Both wins come despite being the only Ale Cippolini rider at B.C. Superweek, something that Olds describes as having aided her performance as much as it turned up the heat.

“The course was harder than the other courses at B.C. Superweek,” Olds describes, “so it was kind of survival today. The teams couldn’t help each other so much in this type of course, so I thought, ‘Okay, make it hard and get the best training that I can.’ With the crowds and everything, it’s so nice to be alone and hear everybody yelling for you.”

That training, for Olds, has next week’s La Course by Le Tour de France in focus, and has compelled her to rack up win after win and prime after prime. On Saturday, amid near-30 degree temperatures in White Rock, B.C., the Peace Arch News Road Race’s long, steep climbs, sharp turns and precipitous descents put a cap on that training in an appropriately gruelling manner . Once again, with a breakaway in the last three laps and a 90 second gap on the field, Olds proved herself more than equal to the challenge.

Her win on the eight-lap, 80-kilometre road race — a finish she made in two hours, 25 minutes and ten seconds — made her overall performance at B.C. Superweek one of the strongest it had ever seen, cementing for Olds a gilded place in its history.

“The tactic was to cover the girls I know have been strong all week and the teams that obviously had four to five riders,” she described. “I just can’t let anything go because I’m alone so I have to try to cover everything.
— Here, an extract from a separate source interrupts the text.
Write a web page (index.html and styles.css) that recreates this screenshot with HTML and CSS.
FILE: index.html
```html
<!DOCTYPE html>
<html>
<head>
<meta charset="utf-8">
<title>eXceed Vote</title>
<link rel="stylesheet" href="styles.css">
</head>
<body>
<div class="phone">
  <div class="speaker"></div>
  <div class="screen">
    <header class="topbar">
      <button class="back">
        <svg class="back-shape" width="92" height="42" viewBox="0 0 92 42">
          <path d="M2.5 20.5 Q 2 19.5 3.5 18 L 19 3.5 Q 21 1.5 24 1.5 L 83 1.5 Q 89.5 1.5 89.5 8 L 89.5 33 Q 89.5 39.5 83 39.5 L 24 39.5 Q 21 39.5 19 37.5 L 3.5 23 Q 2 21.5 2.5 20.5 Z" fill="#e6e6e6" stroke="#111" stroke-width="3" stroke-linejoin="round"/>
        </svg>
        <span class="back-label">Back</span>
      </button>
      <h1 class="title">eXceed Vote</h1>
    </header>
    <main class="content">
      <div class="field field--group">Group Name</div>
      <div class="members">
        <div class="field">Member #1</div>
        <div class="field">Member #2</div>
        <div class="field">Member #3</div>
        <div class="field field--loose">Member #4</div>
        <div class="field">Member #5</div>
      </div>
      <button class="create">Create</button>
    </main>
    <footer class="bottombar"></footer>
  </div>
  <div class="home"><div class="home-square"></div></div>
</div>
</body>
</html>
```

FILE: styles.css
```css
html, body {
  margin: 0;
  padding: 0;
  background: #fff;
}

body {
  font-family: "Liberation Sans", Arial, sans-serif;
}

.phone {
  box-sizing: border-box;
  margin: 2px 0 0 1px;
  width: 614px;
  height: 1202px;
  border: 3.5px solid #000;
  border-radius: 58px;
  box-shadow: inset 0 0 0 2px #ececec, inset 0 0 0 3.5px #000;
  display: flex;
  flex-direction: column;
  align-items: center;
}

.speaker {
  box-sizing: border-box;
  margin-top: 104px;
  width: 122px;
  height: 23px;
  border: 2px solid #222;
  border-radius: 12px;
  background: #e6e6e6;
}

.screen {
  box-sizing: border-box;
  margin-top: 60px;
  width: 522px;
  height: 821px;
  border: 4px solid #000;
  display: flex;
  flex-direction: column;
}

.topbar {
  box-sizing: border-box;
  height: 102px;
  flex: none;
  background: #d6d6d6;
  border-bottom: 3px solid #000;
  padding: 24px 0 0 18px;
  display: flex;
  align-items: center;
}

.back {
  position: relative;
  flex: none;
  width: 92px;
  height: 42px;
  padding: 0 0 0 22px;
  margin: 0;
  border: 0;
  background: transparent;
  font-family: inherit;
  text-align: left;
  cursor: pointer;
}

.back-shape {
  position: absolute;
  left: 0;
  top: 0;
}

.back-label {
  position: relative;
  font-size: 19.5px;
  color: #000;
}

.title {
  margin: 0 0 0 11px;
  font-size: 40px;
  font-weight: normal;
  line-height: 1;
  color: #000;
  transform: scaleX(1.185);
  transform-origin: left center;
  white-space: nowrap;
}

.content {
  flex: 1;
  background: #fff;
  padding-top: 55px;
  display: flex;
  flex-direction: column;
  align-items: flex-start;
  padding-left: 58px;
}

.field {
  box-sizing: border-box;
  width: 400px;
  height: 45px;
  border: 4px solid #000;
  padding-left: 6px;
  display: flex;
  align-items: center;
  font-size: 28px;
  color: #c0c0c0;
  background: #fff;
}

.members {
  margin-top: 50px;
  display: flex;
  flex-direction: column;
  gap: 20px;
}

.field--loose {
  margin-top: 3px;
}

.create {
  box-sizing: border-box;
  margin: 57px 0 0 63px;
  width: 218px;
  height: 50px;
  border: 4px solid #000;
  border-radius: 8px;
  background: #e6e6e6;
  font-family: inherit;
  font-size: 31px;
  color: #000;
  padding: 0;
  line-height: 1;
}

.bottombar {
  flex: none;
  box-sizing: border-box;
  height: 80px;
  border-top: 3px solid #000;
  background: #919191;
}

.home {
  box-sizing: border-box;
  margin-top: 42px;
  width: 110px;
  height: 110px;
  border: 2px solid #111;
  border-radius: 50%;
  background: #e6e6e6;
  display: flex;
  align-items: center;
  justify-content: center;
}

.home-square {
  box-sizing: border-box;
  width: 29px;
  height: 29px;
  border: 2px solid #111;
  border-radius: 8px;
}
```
Sometimes the best defense is a good offense, so when I saw there was one rider off the front and there wasn’t a big interest to chase, I decided it was time to go — it’s now or never, so I jumped across.”
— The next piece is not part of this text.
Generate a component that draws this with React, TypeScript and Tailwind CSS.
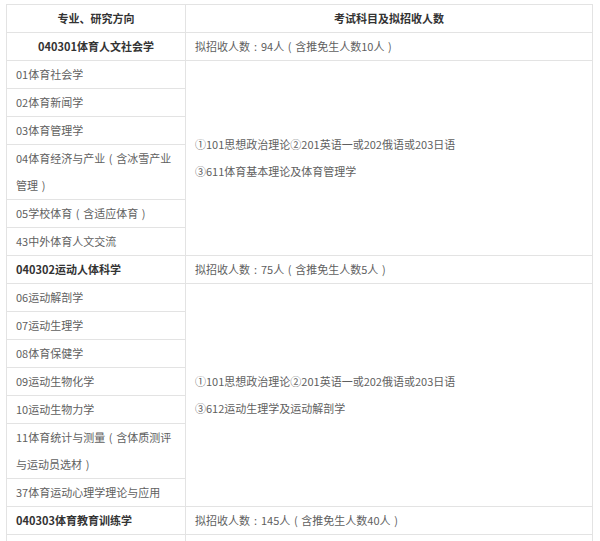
import React from "react";

const exam1 = ["①101思想政治理论②201英语一或202俄语或203日语", "③611体育基本理论及体育管理学"];
const exam2 = ["①101思想政治理论②201英语一或202俄语或203日语", "③612运动生理学及运动解剖学"];

const td = "border border-[#e3e3e3] px-[9px] py-0 leading-[27px] align-middle";

function T({ text }: { text: string }) {
  const parts: React.ReactNode[] = [];
  let buf = "";
  let k = 0;
  const flush = () => {
    if (buf) parts.push(<React.Fragment key={k++}>{buf}</React.Fragment>);
    buf = "";
  };
  for (const ch of text) {
    if (ch === "（" || ch === "）" || ch === "：") {
      flush();
      const c = ch === "（" ? "(" : ch === "）" ? ")" : ":";
      parts.push(
        <span key={k++} className="inline-block w-[11px] text-center">
          {c}
        </span>
      );
    } else {
      buf += ch;
    }
  }
  flush();
  return <>{parts}</>;
}

function Quota({ text }: { text: string }) {
  return (
    <td className={`${td} text-[#5f5f5f]`}>
      <T text={text} />
    </td>
  );
}

export default function App() {
  return (
    <div
      className="w-[600px] h-[541px] overflow-hidden bg-white pt-[4px] pl-[6px]"
      style={{ fontFamily: '"Noto Sans CJK SC", "Noto Sans", sans-serif' }}
    >
      <table className="w-[587px] border-collapse table-fixed text-[11px] text-[#5f5f5f]">
        <colgroup>
          <col className="w-[179px]" />
          <col />
        </colgroup>
        <tbody>
          <tr>
            <td className={`${td} text-center font-bold text-[#333]`}>专业、研究方向</td>
            <td className={`${td} text-center font-bold text-[#333]`}>考试科目及拟招收人数</td>
          </tr>
          <tr>
            <td className={`${td} text-center font-bold text-[#333]`}>040301体育人文社会学</td>
            <Quota text="拟招收人数：94人（含推免生人数10人）" />
          </tr>
          <tr>
            <td className={td}>01体育社会学</td>
            <td className={td} rowSpan={6}>
              {exam1.map((l) => (
                <div key={l}>{l}</div>
              ))}
            </td>
          </tr>
          <tr>
            <td className={td}>02体育新闻学</td>
          </tr>
          <tr>
            <td className={td}>03体育管理学</td>
          </tr>
          <tr>
            <td className={td}>
              <T text="04体育经济与产业（含冰雪产业管理）" />
            </td>
          </tr>
          <tr>
            <td className={td}>
              <T text="05学校体育（含适应体育）" />
            </td>
          </tr>
          <tr>
            <td className={td}>43中外体育人文交流</td>
          </tr>
          <tr>
            <td className={`${td} font-bold text-[#333]`}>040302运动人体科学</td>
            <Quota text="拟招收人数：75人（含推免生人数5人）" />
          </tr>
          <tr>
            <td className={td}>06运动解剖学</td>
            <td className={td} rowSpan={7}>
              {exam2.map((l) => (
                <div key={l}>{l}</div>
              ))}
            </td>
          </tr>
          <tr>
            <td className={td}>07运动生理学</td>
          </tr>
          <tr>
            <td className={td}>08体育保健学</td>
          </tr>
          <tr>
            <td className={td}>09运动生物化学</td>
          </tr>
          <tr>
            <td className={td}>10运动生物力学</td>
          </tr>
          <tr>
            <td className={td}>
              <T text="11体育统计与测量（含体质测评与运动员选材）" />
            </td>
          </tr>
          <tr>
            <td className={td}>37体育运动心理学理论与应用</td>
          </tr>
          <tr>
            <td className={`${td} font-bold text-[#333]`}>040303体育教育训练学</td>
            <Quota text="拟招收人数：145人（含推免生人数40人）" />
          </tr>
          <tr>
            <td className={td}>&nbsp;</td>
            <td className={td}>&nbsp;</td>
          </tr>
        </tbody>
      </table>
    </div>
  );
}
Next week, Olds will see how her memorable 2015 B.C. Superweek will pay off on the Champs-Élysées.

Dal-Cin wins criterium for the men; Garrett McLeod takes the road race

Garrett McLeod wins the 2015 Tour de White Rock Road Race. (Image: Greg Descantes)
Garrett McLeod wins the 2015 Tour de White Rock Road Race. (Image: Greg Descantes)

In the Choices Markets Criterium in White Rock, B.C., Matteo Dal-Cin of Silber Pro Cycling finished first with a breakaway in the last third of the race, a lead he managed to maintain to finish two seconds ahead of Florenz Knauer. At Saturday’s road race, Vancouver’s Garrett McLeod alternated attacks with his H&R Block Pro Cycling teammate Adam de Vos, building a sustainable lead on the field that paid off.

For Dal-Cin, Friday’s win overcame a difficult criterium course, and was also helped by some strong team support.

“I knew I had Ryan [Roth] and Derrick [St. Jean] in the group behind, getting a free ride,” the 24-year-old Silber rider recalled, “so that’s pretty much the perfect situation. I just drilled it and if I had been caught, I knew one of them would be on the attack straight away.” The strategy put Dal-Cin across the finish of the sixty-lap crit in first, followed by Germany’s Knauer and Aldo Ilesic, from Slovenia and one of two members of Alto Velo-SeaSucker at B.C. Superweek, in third.

“It was only two of us and the course is really hard,” Ilesic said, who nonetheless made three podium appearances at B.C. Superweek with teammate Daniel Holloway, “so having a bigger team was really important because there were just so many attacks going on all the time. We just had to gamble, we had to pick the moves we were going to follow and at the end, it almost worked out. I got third and I’m happy about it.”

McLeod’s performance at Saturday’s road race alongside teammate de Vos, no doubt, has the H&R Block Pro Cycling rider feeling the same.

An aggressive strategy of trading off attacks with de Vos won the day for McLeod, after finishing third at last year’s Peace Arch News Road Race. “The team rode great today,” McLeod said, “and Adam is riding amazing, so I knew we just had to be aggressive and be the ones initiative the moves and getting away.” A second-place finish for de Vos, though, was denied at the last second by Francisco Mancebo of Spain, who sprinted ahead to take the position in a photo finish.

For H&R Block Pro Cycling Team, McLeod said, victory in the final grinding race of B.C. Superweek ended B.C. Superweek on a high note, with second place finishes at the MK Delta Lands Criterium and at Wednesday’s Gastown Grand Prix.

“It’s nice to finally get a win!” he said, after winning the course in three hours, 28 minutes and 35 seconds.